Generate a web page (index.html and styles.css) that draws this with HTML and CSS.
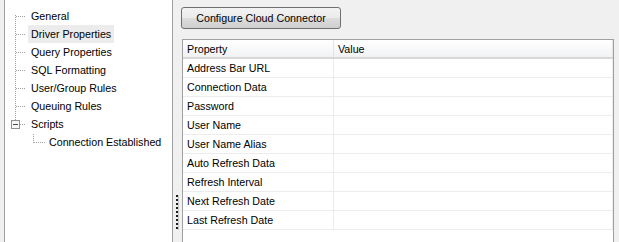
FILE: index.html
```html
<!DOCTYPE html>
<html>
<head>
<title>Connection Properties</title>
<link rel="stylesheet" href="styles.css">
</head>
<body>
<div class="window">

<div class="tree">
<div class="node first"><span class="stem"></span><span class="label">General</span></div>
<div class="node"><span class="stem"></span><span class="label selected">Driver Properties</span></div>
<div class="node"><span class="stem"></span><span class="label">Query Properties</span></div>
<div class="node"><span class="stem"></span><span class="label">SQL Formatting</span></div>
<div class="node"><span class="stem"></span><span class="label">User/Group Rules</span></div>
<div class="node"><span class="stem"></span><span class="label">Queuing Rules</span></div>
<div class="node last"><span class="stem"><svg class="toggle" width="9" height="9" viewBox="0 0 9 9"><rect x="0.5" y="0.5" width="8" height="8" fill="#f7f7f7" stroke="#919191"/><path d="M2 4.5h5" stroke="#4a4a4a"/></svg></span><span class="label">Scripts</span></div>
<div class="node child"><span class="stem"></span><span class="label">Connection Established</span></div>
</div>

<div class="splitter"><span class="grip"></span></div>

<div class="pane">
<button class="action">Configure Cloud Connector</button>
<div class="grid">
<table>
<tr class="head"><th class="prop">Property</th><th>Value</th></tr>
<tr><td class="prop">Address Bar URL</td><td></td></tr>
<tr><td class="prop">Connection Data</td><td></td></tr>
<tr><td class="prop">Password</td><td></td></tr>
<tr><td class="prop">User Name</td><td></td></tr>
<tr><td class="prop">User Name Alias</td><td></td></tr>
<tr><td class="prop">Auto Refresh Data</td><td></td></tr>
<tr><td class="prop">Refresh Interval</td><td></td></tr>
<tr><td class="prop">Next Refresh Date</td><td></td></tr>
<tr><td class="prop">Last Refresh Date</td><td></td></tr>
</table>
</div>
</div>

</div>
</body>
</html>
```

FILE: styles.css
```css
/* Connection properties dialog */

body
{ margin: 0;
background-color: #f0f0f0;
font-family: "Liberation Sans", Arial, sans-serif;
font-size: 10.7px;
color: #000;
overflow: hidden;
}

div.window
{ display: flex;
height: 242px;
overflow: hidden;
}

/* Tree */

div.tree
{ flex: none;
width: 167px;
height: 260px;
margin-left: 4px;
margin-top: -2px;
padding-top: 8px;
border: 1px solid #a0a0a0;
background-color: #fff;
}

div.node
{ display: flex;
height: 18px;
line-height: 18px;
}

span.stem
{ flex: none;
display: flex;
align-items: center;
width: 23px;
height: 18px;
background:
  repeating-linear-gradient(to right, #a0a0a0 0 1px, transparent 1px 2px) 11px 9px / 10px 1px no-repeat,
  repeating-linear-gradient(#a0a0a0 0 1px, transparent 1px 2px) 10px 0 / 1px 18px no-repeat;
}

div.first span.stem
{ background:
  repeating-linear-gradient(to right, #a0a0a0 0 1px, transparent 1px 2px) 11px 9px / 10px 1px no-repeat,
  repeating-linear-gradient(#a0a0a0 0 1px, transparent 1px 2px) 10px 8px / 1px 10px no-repeat;
}

div.last span.stem
{ background:
  repeating-linear-gradient(to right, #a0a0a0 0 1px, transparent 1px 2px) 15px 9px / 6px 1px no-repeat,
  repeating-linear-gradient(#a0a0a0 0 1px, transparent 1px 2px) 10px 0 / 1px 5px no-repeat;
}

svg.toggle
{ display: block;
margin-left: 6px;
}

div.child span.stem
{ margin-left: 18px;
background:
  repeating-linear-gradient(to right, #a0a0a0 0 1px, transparent 1px 2px) 11px 9px / 11px 1px no-repeat,
  repeating-linear-gradient(#a0a0a0 0 1px, transparent 1px 2px) 10px 1px / 1px 9px no-repeat;
}

span.label
{ padding: 0 3px;
white-space: nowrap;
}

span.selected
{ background-color: #ececec;
}

/* Splitter */

div.splitter
{ flex: none;
width: 8px;
padding-top: 195px;
}

span.grip
{ display: block;
width: 2px;
height: 35px;
margin-left: 3px;
background: repeating-linear-gradient(#1e1e1e 0 2px, transparent 2px 4px);
border-right: 1px solid #c8c8c8;
}

/* Right pane */

div.pane
{ flex: 1;
padding-top: 7px;
padding-right: 5px;
}

button.action
{ display: block;
width: 160px;
height: 22px;
padding: 0;
border: 1px solid #707070;
border-radius: 3px;
background: linear-gradient(#f2f2f2 0%, #ebebeb 50%, #dddddd 50%, #cfcfcf 100%);
font-family: "Liberation Sans", Arial, sans-serif;
font-size: 10.7px;
color: #000;
}

div.grid
{ margin-top: 10px;
margin-left: 1px;
height: 230px;
border: 1px solid #a0a0a0;
background-color: #fff;
}

div.grid table
{ width: 100%;
border-collapse: collapse;
}

div.grid th,
div.grid td
{ height: 18px;
padding: 0 0 0 4px;
text-align: left;
font-weight: normal;
white-space: nowrap;
border-bottom: 1px solid #ececec;
border-right: 1px solid #ececec;
}

div.grid th.prop,
div.grid td.prop
{ width: 146px;
}

tr.head th
{ height: 17px;
background: linear-gradient(#ffffff, #f1f2f4);
border-bottom: 2px solid #d8d8d8;
border-right: 1px solid #e3e4e6;
}
```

******************************

Return the material word for word. Pictures are not part of the copy.

- **Expected output**:
Generate a web page (index.html and styles.css) that draws this with HTML and CSS.
FILE: index.html
```html
<!DOCTYPE html>
<html>
<head>
<title>Connection Properties</title>
<link rel="stylesheet" href="styles.css">
</head>
<body>
<div class="window">

<div class="tree">
<div class="node first"><span class="stem"></span><span class="label">General</span></div>
<div class="node"><span class="stem"></span><span class="label selected">Driver Properties</span></div>
<div class="node"><span class="stem"></span><span class="label">Query Properties</span></div>
<div class="node"><span class="stem"></span><span class="label">SQL Formatting</span></div>
<div class="node"><span class="stem"></span><span class="label">User/Group Rules</span></div>
<div class="node"><span class="stem"></span><span class="label">Queuing Rules</span></div>
<div class="node last"><span class="stem"><svg class="toggle" width="9" height="9" viewBox="0 0 9 9"><rect x="0.5" y="0.5" width="8" height="8" fill="#f7f7f7" stroke="#919191"/><path d="M2 4.5h5" stroke="#4a4a4a"/></svg></span><span class="label">Scripts</span></div>
<div class="node child"><span class="stem"></span><span class="label">Connection Established</span></div>
</div>

<div class="splitter"><span class="grip"></span></div>

<div class="pane">
<button class="action">Configure Cloud Connector</button>
<div class="grid">
<table>
<tr class="head"><th class="prop">Property</th><th>Value</th></tr>
<tr><td class="prop">Address Bar URL</td><td></td></tr>
<tr><td class="prop">Connection Data</td><td></td></tr>
<tr><td class="prop">Password</td><td></td></tr>
<tr><td class="prop">User Name</td><td></td></tr>
<tr><td class="prop">User Name Alias</td><td></td></tr>
<tr><td class="prop">Auto Refresh Data</td><td></td></tr>
<tr><td class="prop">Refresh Interval</td><td></td></tr>
<tr><td class="prop">Next Refresh Date</td><td></td></tr>
<tr><td class="prop">Last Refresh Date</td><td></td></tr>
</table>
</div>
</div>

</div>
</body>
</html>
```

FILE: styles.css
```css
/* Connection properties dialog */

body
{ margin: 0;
background-color: #f0f0f0;
font-family: "Liberation Sans", Arial, sans-serif;
font-size: 10.7px;
color: #000;
overflow: hidden;
}

div.window
{ display: flex;
height: 242px;
overflow: hidden;
}

/* Tree */

div.tree
{ flex: none;
width: 167px;
height: 260px;
margin-left: 4px;
margin-top: -2px;
padding-top: 8px;
border: 1px solid #a0a0a0;
background-color: #fff;
}

div.node
{ display: flex;
height: 18px;
line-height: 18px;
}

span.stem
{ flex: none;
display: flex;
align-items: center;
width: 23px;
height: 18px;
background:
  repeating-linear-gradient(to right, #a0a0a0 0 1px, transparent 1px 2px) 11px 9px / 10px 1px no-repeat,
  repeating-linear-gradient(#a0a0a0 0 1px, transparent 1px 2px) 10px 0 / 1px 18px no-repeat;
}

div.first span.stem
{ background:
  repeating-linear-gradient(to right, #a0a0a0 0 1px, transparent 1px 2px) 11px 9px / 10px 1px no-repeat,
  repeating-linear-gradient(#a0a0a0 0 1px, transparent 1px 2px) 10px 8px / 1px 10px no-repeat;
}

div.last span.stem
{ background:
  repeating-linear-gradient(to right, #a0a0a0 0 1px, transparent 1px 2px) 15px 9px / 6px 1px no-repeat,
  repeating-linear-gradient(#a0a0a0 0 1px, transparent 1px 2px) 10px 0 / 1px 5px no-repeat;
}

svg.toggle
{ display: block;
margin-left: 6px;
}

div.child span.stem
{ margin-left: 18px;
background:
  repeating-linear-gradient(to right, #a0a0a0 0 1px, transparent 1px 2px) 11px 9px / 11px 1px no-repeat,
  repeating-linear-gradient(#a0a0a0 0 1px, transparent 1px 2px) 10px 1px / 1px 9px no-repeat;
}

span.label
{ padding: 0 3px;
white-space: nowrap;
}

span.selected
{ background-color: #ececec;
}

/* Splitter */

div.splitter
{ flex: none;
width: 8px;
padding-top: 195px;
}

span.grip
{ display: block;
width: 2px;
height: 35px;
margin-left: 3px;
background: repeating-linear-gradient(#1e1e1e 0 2px, transparent 2px 4px);
border-right: 1px solid #c8c8c8;
}

/* Right pane */

div.pane
{ flex: 1;
padding-top: 7px;
padding-right: 5px;
}

button.action
{ display: block;
width: 160px;
height: 22px;
padding: 0;
border: 1px solid #707070;
border-radius: 3px;
background: linear-gradient(#f2f2f2 0%, #ebebeb 50%, #dddddd 50%, #cfcfcf 100%);
font-family: "Liberation Sans", Arial, sans-serif;
font-size: 10.7px;
color: #000;
}

div.grid
{ margin-top: 10px;
margin-left: 1px;
height: 230px;
border: 1px solid #a0a0a0;
background-color: #fff;
}

div.grid table
{ width: 100%;
border-collapse: collapse;
}

div.grid th,
div.grid td
{ height: 18px;
padding: 0 0 0 4px;
text-align: left;
font-weight: normal;
white-space: nowrap;
border-bottom: 1px solid #ececec;
border-right: 1px solid #ececec;
}

div.grid th.prop,
div.grid td.prop
{ width: 146px;
}

tr.head th
{ height: 17px;
background: linear-gradient(#ffffff, #f1f2f4);
border-bottom: 2px solid #d8d8d8;
border-right: 1px solid #e3e4e6;
}
```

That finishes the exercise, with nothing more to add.